Reducing the number of tax cheats in the U.S. is a good goal, but more aggressive enforcement would also cause collateral damage. If we wanted to cut cheating to zero through enforcement, we could hire an army of IRS agents to routinely search every home in the nation and impose root‐canal audits on everyone. But a free people do not want such government intrusion, and so every democratic country has a “tax gap” between what is owed and what is paid.
The U.S. tax gap appears to be low by international standards. One study estimated that our tax gap, at 3.8 percent of gross domestic product, is lower than the average tax gap in Europe of 7.7 percent. Another study estimated that among 157 countries, we have the second smallest shadow economy — that is, economic activity outside the government’s tax and regulatory net.
Since the U.S. tax gap is already quite low, the cost of reducing it even further by means of enhanced enforcement is probably high. That is true of the Democratic proposal to grab data from millions of household bank accounts, which would be highly intrusive and likely impose large compliance costs on financial institutions.
Another enforcement provision in the bill would repeal taxpayer protections against unfair IRS penalties. In response to IRS abuses in the 1990s, Congress enacted tax code section 6751, which requires supervisors to sign off when IRS employees are seeking punitive 20 percent penalties. The National Taxpayer Advocate said that this “provision protects a taxpayer’s right to a fair and just tax system.” But the Democratic plan would repeal this important procedural check on the powerful tax bureaucracy.
The IRS is not staffed by angels — nor is any government department, for that matter. But this agency is particularly prone to making mistakes. As the tax‐litigation specialist Dan Pilla recently noted in these pages, “[the] IRS’s audit results are incorrect between 60 and 90 percent of the time.” More enforcement would mean more audits, many of which may produce “false positives” — or the targeting of taxpayers who are innocent. Individuals and businesses would have to invest more time and money in lawyer fees to defend themselves. The income tax already imposes compliance costs on taxpayers of more than $400 billion a year; increased enforcement actions would only push those costs higher still.

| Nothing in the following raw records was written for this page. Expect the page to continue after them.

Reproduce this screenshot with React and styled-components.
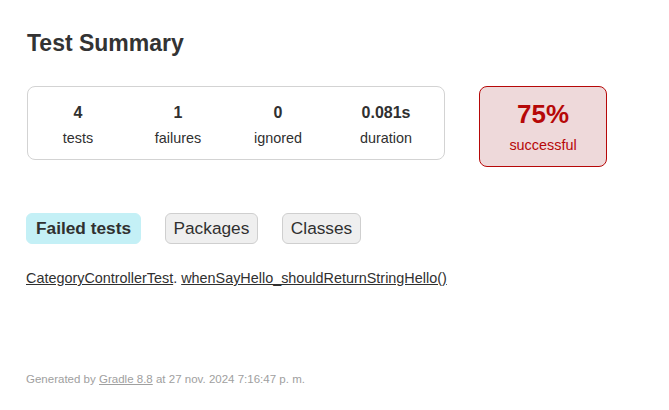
import React from "react";
import styled, { createGlobalStyle } from "styled-components";

const Global = createGlobalStyle`
  html, body { margin: 0; padding: 0; background: #fff; }
  body {
    font-family: "Liberation Sans", Arial, sans-serif;
    font-size: 14.4px;
    color: #303030;
  }
`;

const Content = styled.div`
  padding: 30px 26px 20px 26px;
`;

const Title = styled.h1`
  margin: 0 0 0 1px;
  font-size: 23px;
  font-weight: bold;
  color: #333;
  white-space: nowrap;
`;

const SummaryRow = styled.div`
  display: flex;
  align-items: flex-start;
  gap: 34px;
  margin: 29px 0 0 1px;
`;

const SummaryGroup = styled.div`
  display: flex;
  border: 1px solid #d3d3d3;
  border-radius: 8px;
  padding: 17px 0 13px 0;
`;

const Counter = styled.div`
  width: ${(p) => p.$w}px;
  text-align: center;
  display: flex;
  flex-direction: column;
  gap: 8px;
`;

const Value = styled.div`
  font-size: 16px;
  font-weight: bold;
  color: #303030;
`;

const Label = styled.div`
  font-size: 14.4px;
  color: #303030;
`;

const SuccessRate = styled.div`
  width: 126px;
  border: 1px solid #b60808;
  border-radius: 8px;
  background: #eed9da;
  color: #b60808;
  text-align: center;
  padding: 13px 0 13px 0;
  display: flex;
  flex-direction: column;
  gap: 8px;
`;

const Percent = styled.div`
  font-size: 25.9px;
  font-weight: bold;
`;

const Tabs = styled.div`
  display: flex;
  gap: 23.5px;
  margin-top: 46px;
`;

const Tab = styled.div`
  height: 31px;
  box-sizing: border-box;
  display: inline-flex;
  align-items: center;
  padding: 0 ${(p) => (p.$active ? 9 : 8)}px;
  font-size: 17.28px;
  border-radius: 6px;
  border: 1px solid ${(p) => (p.$active ? "#c4f0f6" : "#cfcfcf")};
  background: ${(p) => (p.$active ? "#c4f0f6" : "#efefef")};
  font-weight: ${(p) => (p.$active ? "bold" : "normal")};
  color: #303030;
`;

const TestLine = styled.div`
  margin-top: 26px;
  font-size: 14.4px;
  color: #303030;
`;

const Link = styled.a`
  color: #303030;
  text-decoration: underline;
`;

const Footer = styled.div`
  margin-top: 87px;
  font-size: 11.52px;
  color: #a0a0a0;
  white-space: nowrap;
`;

const FooterLink = styled.a`
  color: #a0a0a0;
  text-decoration: underline;
`;

const counters = [
  { v: "4", l: "tests", w: 100 },
  { v: "1", l: "failures", w: 100 },
  { v: "0", l: "ignored", w: 100 },
  { v: "0.081s", l: "duration", w: 116 },
];

export default function App() {
  return (
    <>
      <Global />
      <Content>
        <Title>Test Summary</Title>
        <SummaryRow>
          <SummaryGroup>
            {counters.map((c) => (
              <Counter key={c.l} $w={c.w}>
                <Value>{c.v}</Value>
                <Label>{c.l}</Label>
              </Counter>
            ))}
          </SummaryGroup>
          <SuccessRate>
            <Percent>75%</Percent>
            <div>successful</div>
          </SuccessRate>
        </SummaryRow>
        <Tabs>
          <Tab $active>Failed tests</Tab>
          <Tab>Packages</Tab>
          <Tab>Classes</Tab>
        </Tabs>
        <TestLine>
          <Link href="#">CategoryControllerTest</Link>.{" "}
          <Link href="#">whenSayHello_shouldReturnStringHello()</Link>
        </TestLine>
        <Footer>
          Generated by <FooterLink href="#">Gradle 8.8</FooterLink> at 27 nov. 2024 7:16:47 p. m.
        </Footer>
      </Content>
    </>
  );
}
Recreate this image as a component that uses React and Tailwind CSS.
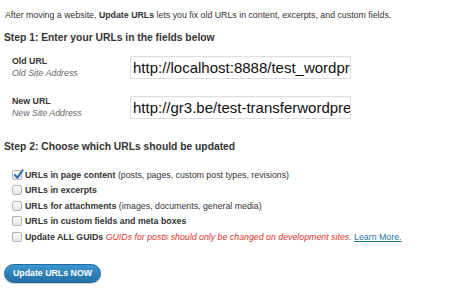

Enforcement advocates want the IRS to collect more data from individuals and businesses, but they do not sufficiently consider how such databases are ideal hacking targets for criminals and foreign governments. The IRS experiences “1.4 billion cyberattacks annually” and has a “track record of data breaches,” including data from 724,000 returns leaked in 2016.
Earlier this year, ProPublica published information on high‐income taxpayers gained from thousands of stolen tax returns it had obtained. A leaky IRS computer system could induce a rash of tax‐return theft from other well‐known figures with the aims of making a media splash, selling information, or extorting payoffs.
If more IRS data‐grabbing and enforcement is not the answer, what is? Major tax reform to simplify the code. That would make the system harder to manipulate and IRS administration much easier. The Tax Foundation estimated that a simple flat tax with no loopholes would slash taxpayer compliance costs by about 90 percent.
Unfortunately, the Democratic tax plan would go in the opposite direction by adding dozens of narrow tax breaks for energy, housing, manufacturing, education, and other items. That would make it harder for the IRS to administer the system and induce more errors and fraud by taxpayers.
Consider the record of current narrow tax breaks. The earned‐income tax credit suffers from a huge 24 percent error‐and‐fraud rate, while the low‐income‐housing tax credit is plagued by abuse from developers because the credit is so complex and IRS oversight is minimal. Adding more tax credits and other breaks to the code would increase the tax gap.
So while on first blush increased IRS enforcement might sound appealing, it would in practice deliver a damaging blow to the private sector. Simplifying the tax code serves as a legitimate alternative that would create wins all around. Taxpayers would enjoy lower compliance costs and fewer civil‐liberties intrusions, while the IRS would benefit from easier administration and a lower tax gap.